Things to try: -C soft-float.

[nagisa]

See #34967 and #34910 and #34967 which are all considerably recent changes to MIPS targets’ float ABI.

[japaric]

I was checking the tessel-rust repository and saw this line:

OpenWrt-SDK-ramips-mt7620_gcc-4.8-linaro_uClibc-0.9.33.2.Linux-x86_64.tar.bz2

The target system is running uclibc. mips-unknown-linux-gnu targets glibc-based mips systems. This combination is not guaranteed to work (You are actually lucky it has been working so far). There is also the issue that @nagisa mentioned: this target now produces hard float ABI code, the toolchain (the C libraries in it) adds soft float ABI code; this combination is a recipe for problems -- one must not mix code with different float ABIs.

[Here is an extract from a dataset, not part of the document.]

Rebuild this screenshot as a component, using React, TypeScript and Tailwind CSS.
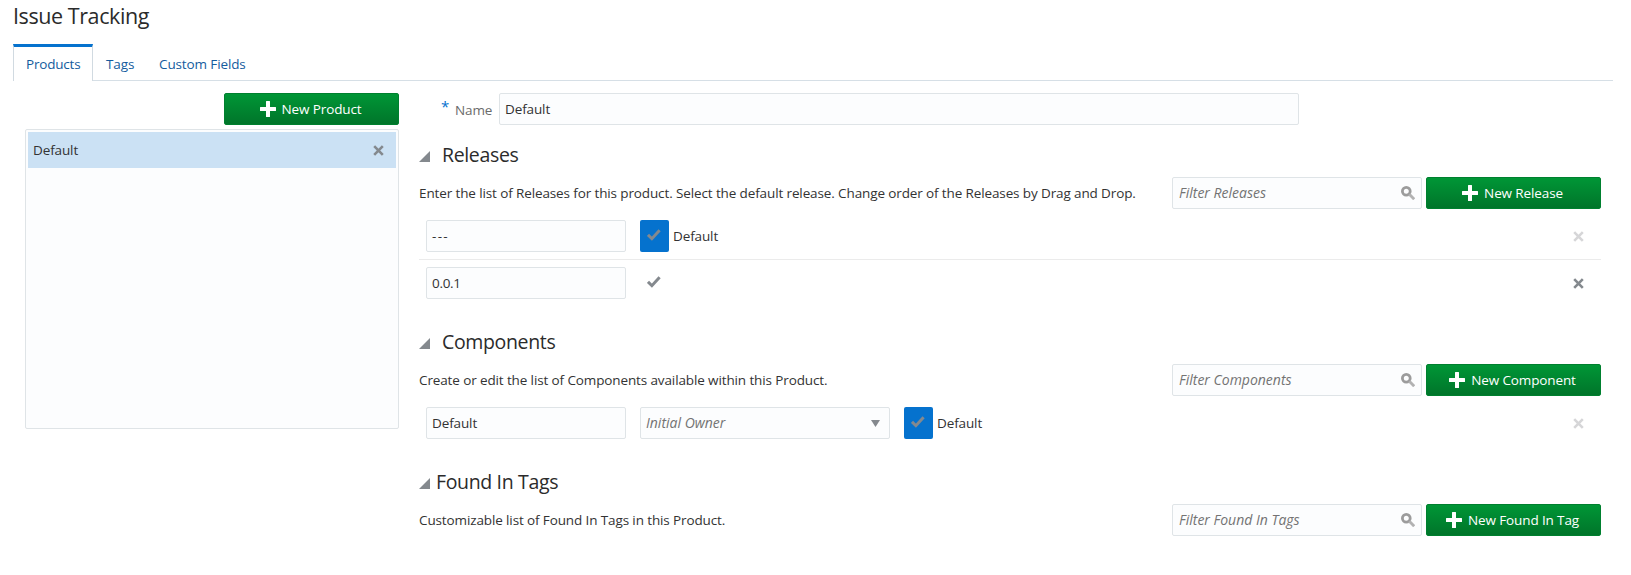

In conclusion, you want to create and use a mips-unknown-linux-uclibc target that's tailored for these platforms (OpenWRT 15.05 platforms).

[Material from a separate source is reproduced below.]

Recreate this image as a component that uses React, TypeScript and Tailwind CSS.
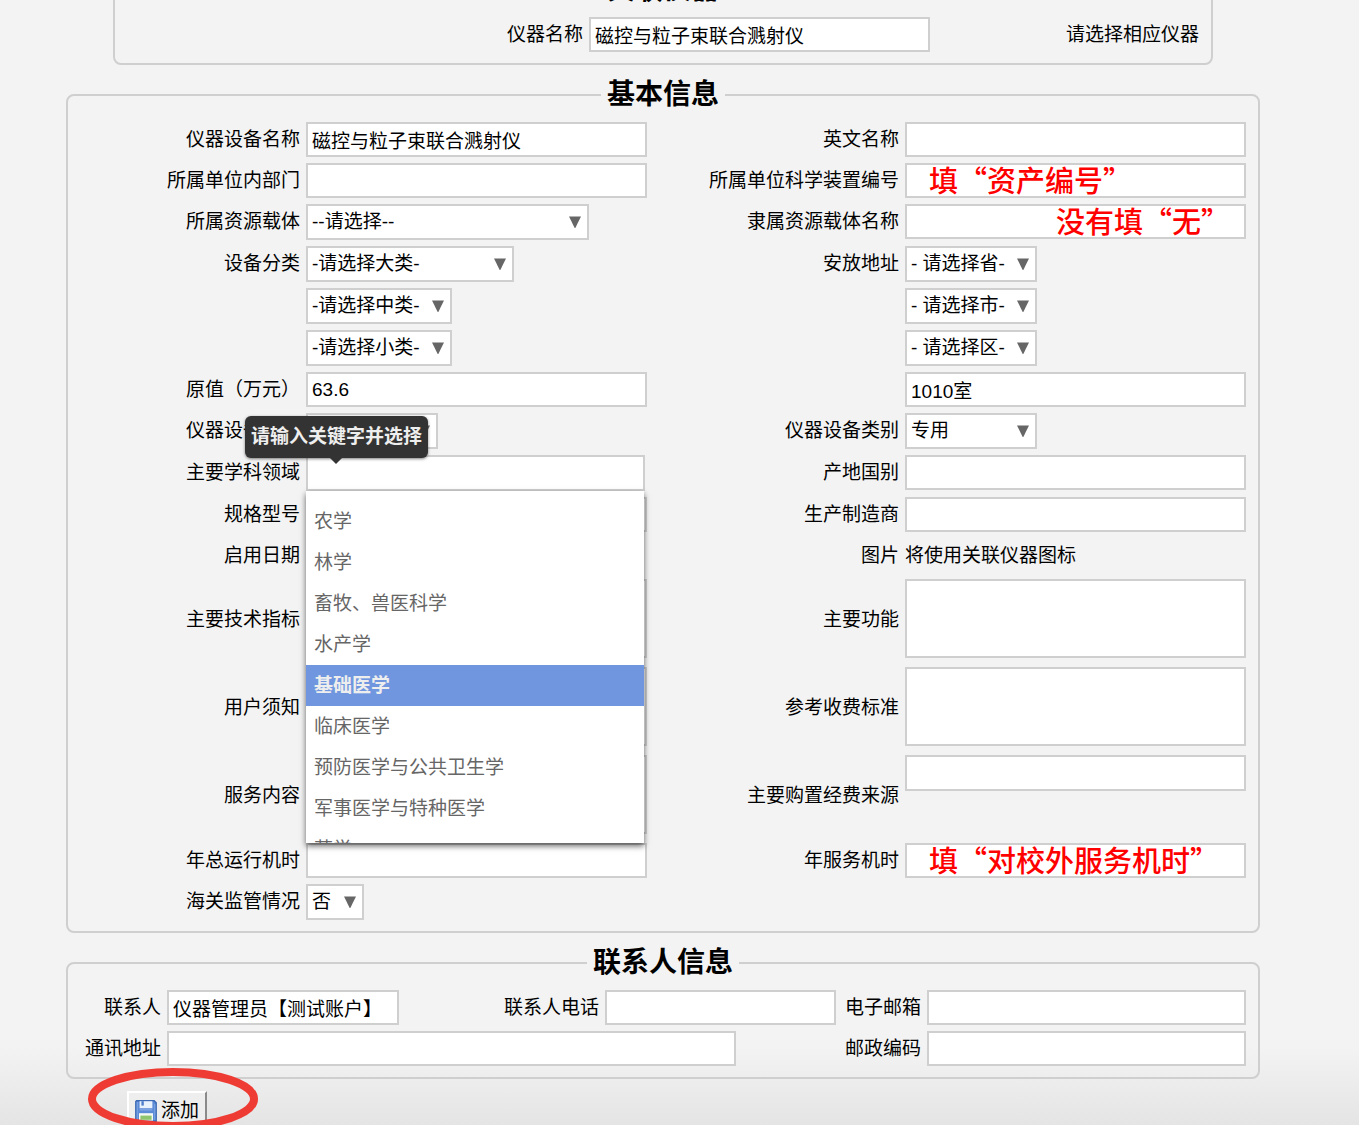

The other option is to run OpenWRT trunk, which is musl based, on the Tessel, then you can, instead, use the mips-unknown-linux-musl target, which already exists.

[ghost]

Hey all, thanks so much for all the investigation and deep dive into this. One of the Tessel developers also pointed me to #34906 with the same findings. Please feel free to resolve, I'll see about updating the target. Thanks again!

[japaric]

Appropriate targets for this use case (OpenWRT 15.05 on MIPS, e.g. Tessel 2) landed in #35734. Proper support for these targets in libc is being tracked in rust-lang/libc#361, which contains instructions about how to update libc and run its test suite.

Once libc is updated perhaps we can start building binary releases of std for these targets. cc @alexcrichton

[Mark-Simulacrum]

rust-lang/libc#361 is still open. As I understand it, this specific issue isn't tracking more than "build binary releases of std" which isn't something we currently want to track as far as I know, so I'm going to close this issue. If people are interested, please ask on internals.rust-lang.org for instructions on how to add a platform to Rust's standard builds.